Session Title: Orbis Free Paper session

Session Date/Time: Monday 15/09/2014 | 11:45-12:45

Paper Time: 12:39

Venue: Capital Suite 14 (Level 3)

First Author: : J.Sukhija INDIA

Co Author(s): :    A. Sharma              

Abstract Details

Purpose:

To identify risk factors affecting outcome of mycotic keratitis and barriers for delayed presentation in North India.

Setting:

Tertiary care centre of North India

Methods:

One hundred twenty eight cases (eyes) of laboratory proven fungal keratitis with at least 3 months follow-up or earlier who had a definite outcome were studied. Perforated (>3 mm) corneal ulcers were excluded from the study. Demographic parameters were noted. Delay in presentation was considered if patient presented one week after onset of symptom. Clinical findings were recorded as standard colour coded corneal grid diagrams. The relationship between the epidemiological profile of the patient, the severity of corneal ulceration and the cause of delay in presentation was analyzed using logistic regression, chi-square test and multi variate analysis.

Results:

Mean age of patients was 32.82 years.

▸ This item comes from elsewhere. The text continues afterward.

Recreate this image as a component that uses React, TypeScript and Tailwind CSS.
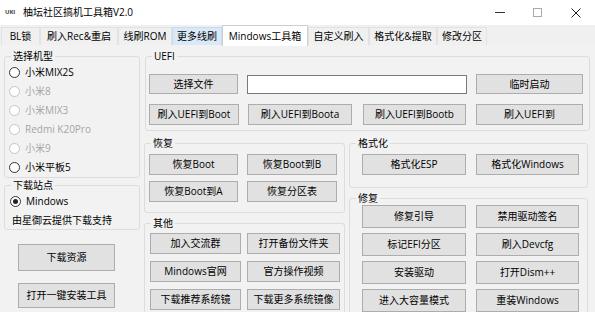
import React from "react"

function Btn({ className, children }: { className: string; children: React.ReactNode }) {
  return (
    <div className={`flex shrink-0 items-center justify-center border border-[#adadad] bg-[#e1e1e1] text-black ${className}`}>
      {children}
    </div>
  )
}

function Group({ title, className, children }: { title: string; className: string; children: React.ReactNode }) {
  return (
    <fieldset className={`min-w-0 rounded-[3px] border border-[#dcdcdc] ${className}`}>
      <legend className="ml-[6px] px-[2px] leading-[13px]">{title}</legend>
      {children}
    </fieldset>
  )
}

function Radio({ label, disabled, checked }: { label: string; disabled?: boolean; checked?: boolean }) {
  return (
    <div className="flex h-[19px] items-center">
      <span
        className={`flex h-[11px] w-[11px] items-center justify-center rounded-full border bg-white ${
          disabled ? "border-[#c4c4c4]" : "border-[#333333]"
        }`}
      >
        {checked && <span className="h-[5px] w-[5px] rounded-full bg-[#222222]" />}
      </span>
      <span className={`ml-[5px] ${disabled ? "text-[#a6a6a6]" : "text-black"}`}>{label}</span>
    </div>
  )
}

const tabs = [
  { name: "BL锁", w: "w-[39px]" },
  { name: "刷入Rec&重启", w: "w-[78px]" },
  { name: "线刷ROM", w: "w-[54px]" },
  { name: "更多线刷", w: "w-[50px]", hover: true },
  { name: "Mindows工具箱", w: "w-[86px]", active: true },
  { name: "自定义刷入", w: "w-[61px]" },
  { name: "格式化&提取", w: "w-[68px]" },
  { name: "修改分区", w: "w-[50px]" },
]

export default function App() {
  return (
    <div className="flex h-[312px] w-[595px] flex-col overflow-hidden bg-[#f2f2f2] font-['Open_Sans','Noto_Sans_CJK_SC',sans-serif] text-[10px] leading-[13px] text-black">
      {/* title bar */}
      <div className="flex h-[25px] shrink-0 items-center bg-white">
        <span className="ml-[5px] text-[6px] font-bold tracking-tight text-[#444]">UKI</span>
        <span className="ml-[8px] text-[10px]">柚坛社区搞机工具箱V2.0</span>
        <div className="ml-auto flex items-center">
          <span className="h-px w-[10px] bg-[#333]" />
          <span className="ml-[28px] h-[9px] w-[9px] border border-[#aaaaaa]" />
          <svg className="ml-[29px] mr-[14px]" width="10" height="10" viewBox="0 0 10 10">
            <path d="M0.5 0.5 L9.5 9.5 M9.5 0.5 L0.5 9.5" stroke="#222" strokeWidth="1" />
          </svg>
        </div>
      </div>

      {/* tab strip */}
      <div className="relative z-10 flex h-[20px] shrink-0 items-end bg-[#f0f0f0] pl-[1px]">
        {tabs.map((t) => (
          <div
            key={t.name}
            className={`flex shrink-0 items-center justify-center border border-b-0 ${t.w} ${
              t.active
                ? "-mb-px h-[21px] border-[#cfcfcf] bg-white"
                : t.hover
                  ? "h-[18px] border-[#c5dcef] bg-[#d9e9f7]"
                  : "h-[18px] border-[#e2e2e2] bg-[#f0f0f0]"
            }`}
          >
            {t.name}
          </div>
        ))}
      </div>

      {/* content */}
      <div className="flex h-[267px] shrink-0">
        {/* left column */}
        <div className="w-[142px] shrink-0 pl-[4px]">
          <Group title="选择机型" className="mt-[5px] w-[136px]">
            <div className="pl-[4px]">
              <Radio label="小米MIX2S" />
              <Radio label="小米8" disabled />
              <Radio label="小米MIX3" disabled />
              <Radio label="Redmi K20Pro" disabled />
              <Radio label="小米9" disabled />
              <Radio label="小米平板5" />
            </div>
          </Group>
          <Group title="下载站点" className="mt-[1px] w-[136px]">
            <div className="pl-[5px]">
              <Radio label="Mindows" checked />
            </div>
            <div className="flex h-[18px] items-center pl-[7px]">由星御云提供下载支持</div>
          </Group>
          <Btn className="ml-[14px] mt-[14px] h-[27px] w-[97px]">下载资源</Btn>
          <Btn className="ml-[14px] mt-[12px] h-[25px] w-[97px]">打开一键安装工具</Btn>
        </div>

        {/* right column */}
        <div className="flex-1">
          <Group title="UEFI" className="ml-[3px] mt-[5px] w-[445px]">
            <div className="pb-[5px] pl-[3px] pt-[11px]">
              <div className="flex h-[20px] items-center">
                <Btn className="h-[20px] w-[89px]">选择文件</Btn>
                <div className="ml-[9px] h-[19px] w-[220px] border border-[#7a7a7a] bg-white" />
                <Btn className="ml-[9px] h-[20px] w-[107px]">临时启动</Btn>
              </div>
              <div className="mt-[10px] flex">
                <Btn className="h-[21px] w-[90px]">刷入UEFI到Boot</Btn>
                <Btn className="ml-[9px] h-[21px] w-[104px]">刷入UEFI到Boota</Btn>
                <Btn className="ml-[11px] h-[21px] w-[103px]">刷入UEFI到Bootb</Btn>
                <Btn className="ml-[10px] h-[21px] w-[107px]">刷入UEFI到</Btn>
              </div>
            </div>
          </Group>

          <div className="flex">
            <div className="w-[207px] shrink-0 pl-[2px]">
              <Group title="恢复" className="mt-[6px] w-[201px]">
                <div className="grid grid-cols-[89px_90px] gap-x-[9px] gap-y-[6px] pb-[10px] pl-[4px] pt-[4px]">
                  <Btn className="h-[21px]">恢复Boot</Btn>
                  <Btn className="h-[21px]">恢复Boot到B</Btn>
                  <Btn className="h-[21px]">恢复Boot到A</Btn>
                  <Btn className="h-[21px]">恢复分区表</Btn>
                </div>
              </Group>
              <Group title="其他" className="mt-[4px] h-[120px] w-[201px]">
                <div className="grid grid-cols-[91px_93px] gap-x-[6px] gap-y-[7px] pl-[5px] pt-[3px]">
                  <Btn className="h-[21px]">加入交流群</Btn>
                  <Btn className="h-[21px]">打开备份文件夹</Btn>
                  <Btn className="h-[21px]">Mindows官网</Btn>
                  <Btn className="h-[21px]">官方操作视频</Btn>
                  <Btn className="h-[21px]">下载推荐系统镜</Btn>
                  <Btn className="h-[21px]">下载更多系统镜像</Btn>
                </div>
              </Group>
            </div>
            <div className="w-[239px] shrink-0">
              <Group title="格式化" className="mt-[6px] w-[239px]">
                <div className="flex pb-[12px] pl-[12px] pt-[4px]">
                  <Btn className="h-[21px] w-[104px]">格式化ESP</Btn>
                  <Btn className="ml-[10px] h-[21px] w-[103px]">格式化Windows</Btn>
                </div>
              </Group>
              <Group title="修复" className="mt-[4px] h-[140px] w-[239px]">
                <div className="grid grid-cols-[104px_103px] gap-x-[10px] gap-y-[5px] pl-[12px]">
                  <Btn className="h-[23px]">修复引导</Btn>
                  <Btn className="h-[23px]">禁用驱动签名</Btn>
                  <Btn className="h-[23px]">标记EFI分区</Btn>
                  <Btn className="h-[23px]">刷入Devcfg</Btn>
                  <Btn className="h-[23px]">安装驱动</Btn>
                  <Btn className="h-[23px]">打开Dism++</Btn>
                  <Btn className="h-[23px]">进入大容量模式</Btn>
                  <Btn className="h-[23px]">重装Windows</Btn>
                </div>
              </Group>
            </div>
          </div>
        </div>
      </div>
    </div>
  )
}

Majority (32.03%) of them were agricultural workers. Trauma was the most common predisposing factor (55.5%) with maximum cases (14.84%) presenting in the month of December. The barrier for delayed presentation included lack of awareness regarding the severity of the disease (62.74%) followed by hesitancy to travel long distances (10.78%) to seek tertiary care services. Occupation, rural setting and delay in presentation significantly affected the severity of the disease (p<. 05). Severity of the disease significantly affected the outcome (p<. 05). Medical management was successful in 92 (71.88%) patients.

Conclusions:

Delayed presentation and severe disease result in poor outcome and significant ocular morbidity .Therefore, public education to create awareness, high index of suspicion of fungal keratitis on the part of the treating physician and prompt referral if patients do not respond may reduce ocular morbidity.